Some of GMC’s Junior College Cadets are serving their country by honoring those who have served before them. GMC has 10 State Service Cadets who travel the state providing an honor guard detail for deceased veterans. These cadets are members of the 48th Brigade in the Georgia National Guard and have been called upon to serve this mission. In 2016, several of the cadets provided details for nearly 100 funerals throughout the state. 19-year-old Cadet Desjamebra Hames says she enjoys honoring those who fought for our freedoms.

“Our mission is to honor the veterans,” said Cadet Desjamebra Hames. “We are more than just an honor guard. Our sole purpose is to honor the veteran.”

The cadets have specific ranks and assists the Non-Commissioned Officer In Charge (NCOIC) whose job is to run the military ceremony and present the flag to the veteran’s family.

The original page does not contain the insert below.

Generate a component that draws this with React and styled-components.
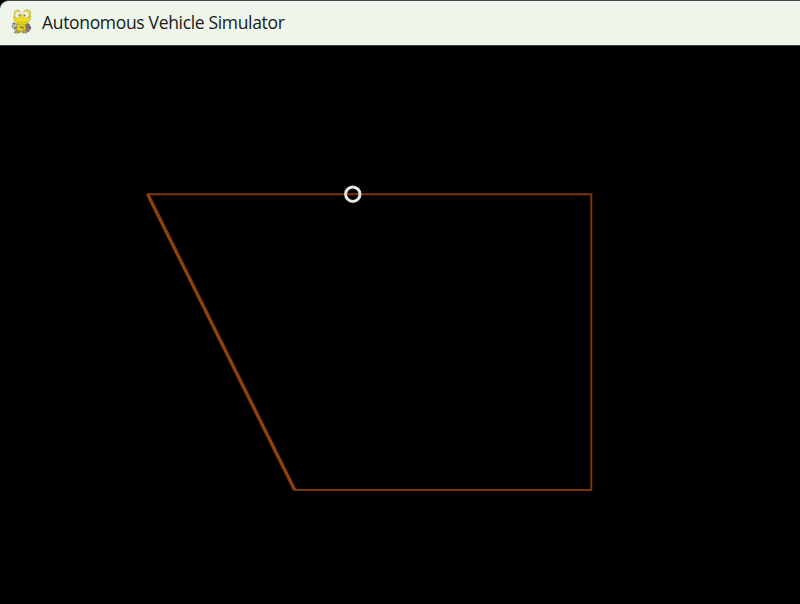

As an assistant, the cadets perform flag folding, a gun salute, and pallbearing. 19-year-old Cadet Alex Ullom says it’s an honor to honor the veterans.

“It’s an honor to honor the people who have fought for the country,” said Cadet Alex Ullom. “We would want the same thing. We put our life on the line, we signed our name on the contract, and once our time comes we would want to be remembered by someone in some kind of way for what we achieved in our life.”

To join the honor guard, the cadets were required to take a 40-hour course to receive their certificate. When they are notified to participate on a detail, they train at the Georgia Army National Guard Armory in Milledgeville. 20-year Cadet Michael Keeter says he joined the honor guard without any hesitation.

“One of the main things that drew me towards the funeral honors program was just the honor of the veterans that served our country and being able to present and fold the flag for one of our loss brothers and sisters in arms,” said Cadet Michael Keeter. “Just the honor in that itself was something that I was really drawn too. This is also something that can help further our careers in in the military as well because it’s seen as a huge honor to say that we were a part of the funeral honor guard.”